Kumari Waiba, a migrant from Sindhupalchok, spent seven years working as a cook at a five-star hotel in the United Arab Emirates before relocating directly to Europe. “I have been working in a hotel here in Bulgaria for three years. My earnings and savings are lower compared to the UAE, but once I secure a permanent residence card, I can bring my family over,” she said, adding that she has not achieved permanent status yet.

Currently, Waiba earns 1,100 Euros per month. “Rent is expensive, and after paying for health insurance, taxes, transport, and daily living costs, I can barely send 700 Euros home.”

According to European employment services, a general worker earns an average of 1,200 Euros monthly, saving around 800 Euros after deductions. However, without overtime, savings frequently drop below 500 Euros. Despite this, permanent residency prospects keep Europe highly attractive.

A report published by the European Union in February 2024, titled ‘Migration, Labour Mobility and the EU Labour Market: Recent Developments’, revealed that 1.3 million non-EU citizens received their first residence permits for employment in 2023, accounting for 33.8 percent of all such permits. Total first residence permits reached 3.7 million in 2023, nearly double the 2014 figure.

Furthermore, the 2023 European Labour Market Survey confirmed that family reasons drove 45 percent of migration, followed by employment at 28 percent, international protection at 10 percent, and education at 7 percent.

The report indicates that Europe’s aging population and shrinking workforce will increase the demand for foreign labour in healthcare, construction, hospitality and technology. Yet, Nepali workers face severe exploitation due to the lack of institutional recruitment channels. Jobseekers rely on personal networks and illegal individual agents, paying between Rs700,000 and Rs2 million, making them highly vulnerable to fraud.

The Department of Foreign Employment reported that 4,993 individuals have filed complaints, claiming compensation worth Rs240 million for European employment fraud.

Bhimsen Thapa, Youth Vice-President of the Non-Resident Nepali Association based in Portugal, warned that the challenges are worsening. “Workers often find that the wages and accommodation do not match the recruiters’ promises. Many remain unemployed for months, run out of money, or become undocumented, facing arrest and deportation,” said Thapa.

“Undocumented individuals struggle to rent apartments, open bank accounts, or renew visas. Language barriers also prevent them from accessing legal assistance,” said Thapa, adding that workers frequently endure verbal abuse, physical harassment, unpaid overtime, low wages, and poor safety conditions.

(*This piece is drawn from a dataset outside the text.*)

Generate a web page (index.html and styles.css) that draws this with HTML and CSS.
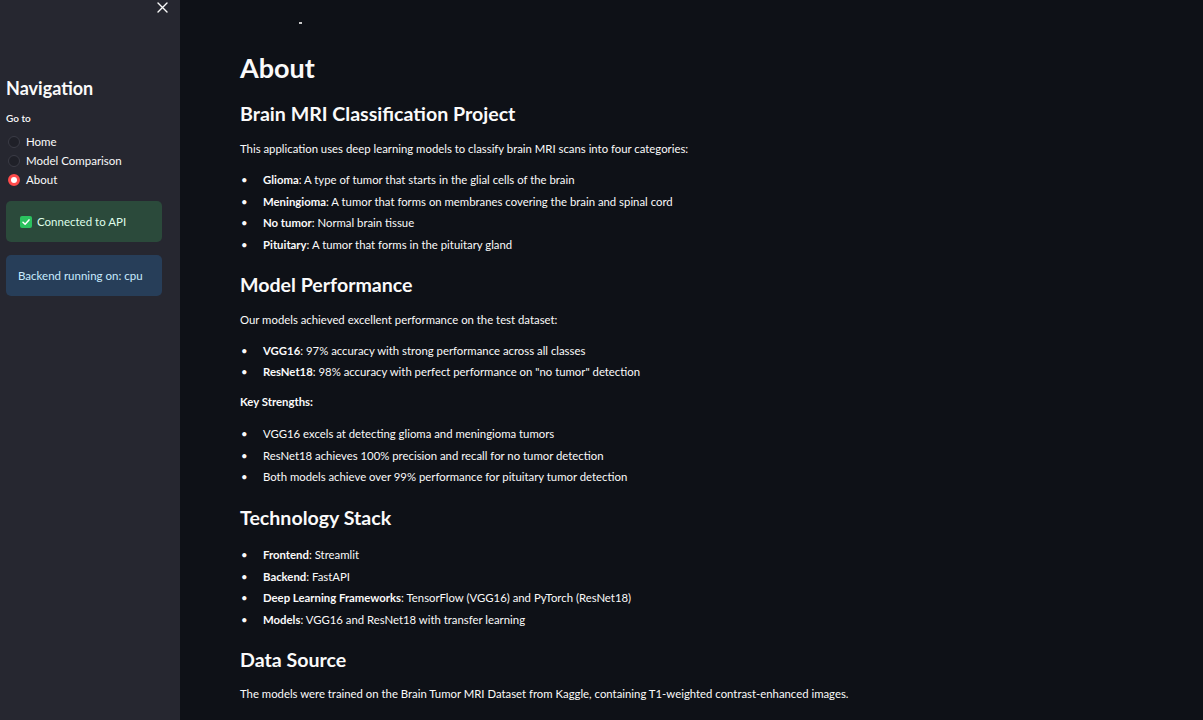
FILE: index.html
```html
<!DOCTYPE html>
<html>
<head>
<meta charset="utf-8">
<link rel="stylesheet" href="styles.css">
</head>
<body>
<div class="app">
  <aside class="sidebar">
    <div class="sidebar-top">
      <button class="close" aria-label="Close">
        <svg width="11" height="11" viewBox="0 0 11 11"><path d="M1 1L10 10M10 1L1 10" stroke="#fafafa" stroke-width="1.4" stroke-linecap="round"/></svg>
      </button>
    </div>
    <h2 class="nav-title">Navigation</h2>
    <div class="goto">Go to</div>
    <div class="radios">
      <label class="radio"><span class="dot"></span>Home</label>
      <label class="radio"><span class="dot"></span>Model Comparison</label>
      <label class="radio"><span class="dot on"></span>About</label>
    </div>
    <div class="alert success">
      <svg class="check" width="12" height="12" viewBox="0 0 12 12"><rect width="12" height="12" rx="2" fill="#2bc25f"/><path d="M3 6.2L5.1 8.2L9 3.9" stroke="#fff" stroke-width="1.5" fill="none" stroke-linecap="round" stroke-linejoin="round"/></svg>
      <span>Connected to API</span>
    </div>
    <div class="alert info">Backend running on: cpu</div>
  </aside>
  <main class="main">
    <div class="stray"></div>
    <h1 class="title">About</h1>
    <h2 class="h2 first">Brain MRI Classification Project</h2>
    <p class="p">This application uses deep learning models to classify brain MRI scans into four categories:</p>
    <ul class="list">
      <li><b>Glioma</b>: A type of tumor that starts in the glial cells of the brain</li>
      <li><b>Meningioma</b>: A tumor that forms on membranes covering the brain and spinal cord</li>
      <li><b>No tumor</b>: Normal brain tissue</li>
      <li><b>Pituitary</b>: A tumor that forms in the pituitary gland</li>
    </ul>
    <h2 class="h2">Model Performance</h2>
    <p class="p">Our models achieved excellent performance on the test dataset:</p>
    <ul class="list">
      <li><b>VGG16</b>: 97% accuracy with strong performance across all classes</li>
      <li><b>ResNet18</b>: 98% accuracy with perfect performance on "no tumor" detection</li>
    </ul>
    <p class="p strong"><b>Key Strengths:</b></p>
    <ul class="list strengths">
      <li>VGG16 excels at detecting glioma and meningioma tumors</li>
      <li>ResNet18 achieves 100% precision and recall for no tumor detection</li>
      <li>Both models achieve over 99% performance for pituitary tumor detection</li>
    </ul>
    <h2 class="h2 tech">Technology Stack</h2>
    <ul class="list tight">
      <li><b>Frontend</b>: Streamlit</li>
      <li><b>Backend</b>: FastAPI</li>
      <li><b>Deep Learning Frameworks</b>: TensorFlow (VGG16) and PyTorch (ResNet18)</li>
      <li><b>Models</b>: VGG16 and ResNet18 with transfer learning</li>
    </ul>
    <h2 class="h2">Data Source</h2>
    <p class="p last">The models were trained on the Brain Tumor MRI Dataset from Kaggle, containing T1-weighted contrast-enhanced images.</p>
  </main>
</div>
</body>
</html>
```
FILE: styles.css
```css
* { box-sizing: border-box; }
html, body { margin: 0; padding: 0; height: 100%; }
body {
  background: #0e1117;
  color: #fafafa;
  font-family: Lato, "Noto Sans", "Liberation Sans", sans-serif;
  overflow: hidden;
}
.app { display: flex; height: 720px; }
.sidebar {
  width: 180px;
  flex: none;
  background: #262730;
  padding: 0 18px 0 6px;
}
.sidebar-top { display: flex; justify-content: flex-end; height: 14px; margin-right: -6px; }
.close { background: none; border: 0; padding: 0; width: 11px; height: 11px; margin-top: 2px; display: flex; }
.nav-title {
  margin: 62px 0 0;
  font-size: 18px;
  line-height: 24px;
  font-weight: 700;
}
.goto { font-size: 10px; line-height: 14px; margin-top: 11px; font-weight: 600; }
.radios { margin-top: 7px; display: flex; flex-direction: column; }
.radio { display: flex; align-items: center; height: 19px; font-size: 11.5px; gap: 6px; padding-left: 2px; }
.dot {
  width: 12px; height: 12px; border-radius: 50%;
  background: #1f2028; border: 1px solid #3b3c46;
}
.dot.on { background: #ff4b4b; border: 3px solid #ff4b4b; position: relative; }
.dot.on::after { content: ""; position: absolute; inset: 0; background: #fff; border-radius: 50%; }
.alert {
  border-radius: 5px;
  height: 41px;
  display: flex; align-items: center;
  font-size: 11.5px;
  padding-left: 12px;
}
.success { background: #2b4a3b; margin-top: 12px; color: #dffde9; gap: 5px; padding-left: 14px; }
.info { background: #273e59; margin-top: 13px; color: #c7ebff; }
.main { flex: 1; padding-left: 60px; position: relative; }
.stray { position: absolute; left: 119px; top: 22px; width: 3px; height: 2px; background: #c8c8c8; }
.title { margin: 50px 0 0; font-size: 27px; line-height: 36px; font-weight: 700; }
.h2 { margin: 15px 0 0; font-size: 19.6px; line-height: 28px; font-weight: 700; }
.h2.first { margin-top: 14px; }
.h2.tech { margin-top: 16px; }
.p { margin: 12px 0 0; font-size: 11.35px; line-height: 18px; }
.p.strong { margin-top: 10px; }
.p.last { margin-top: 11px; }
.list { list-style: none; margin: 11px 0 0; padding: 0; font-size: 11.35px; }
.list.strengths { margin-top: 12px; }
.list.tight { margin-top: 12px; }
.list li { display: flex; line-height: 21.67px; }
.list li::before { content: "\2022"; width: 22px; flex: none; padding-left: 1px; }
b { font-weight: 700; }
```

Dik Bahadur Khatri, chairman of the Nepal Association of Foreign Employment Agencies, blamed restrictive government policies for the rise in illegal scams. “The government has legally barred recruiting agencies from sending workers to Europe. Since we cannot facilitate these placements institutionally, workers are forced to rely on personal contacts, and we cannot take responsibility for any subsequent issues,” said Khatri. “There are immense opportunities in Europe, but the government has tied the hands of legitimate manpower companies.”

Jeevan Baniya, research director at the Centre for the Study of Labour and Mobility, stressed that the focus must shift towards protecting human rights for Nepali migrant workers in Europe. In the past, Nepali missions in Europe suspended demand letter verifications under the 2018 directive, citing lack of resources, though friction between the foreign and labour ministries played a significant role. “With the migrant population expanding rapidly, the state must equip its diplomatic missions to actively safeguard our vulnerable workers,” said Baniya.

The Ministry of Labour, Employment, and Social Security stated that it is prioritising the European market to diversify destinations. It has sent draft bilateral agreements to 11 nations, including Albania, Austria, Turkey, Malta, Serbia, Cyprus, Luxembourg, Poland, Bosnia, Croatia, and Belgium. “Europe offers excellent social security and welfare,” said Pitambar Ghimire, Labour Ministry spokesperson. “While we have not achieved institutional recruitment at our expected scale, we are actively coordinating with the Ministry of Foreign Affairs to secure safe migration pathways.”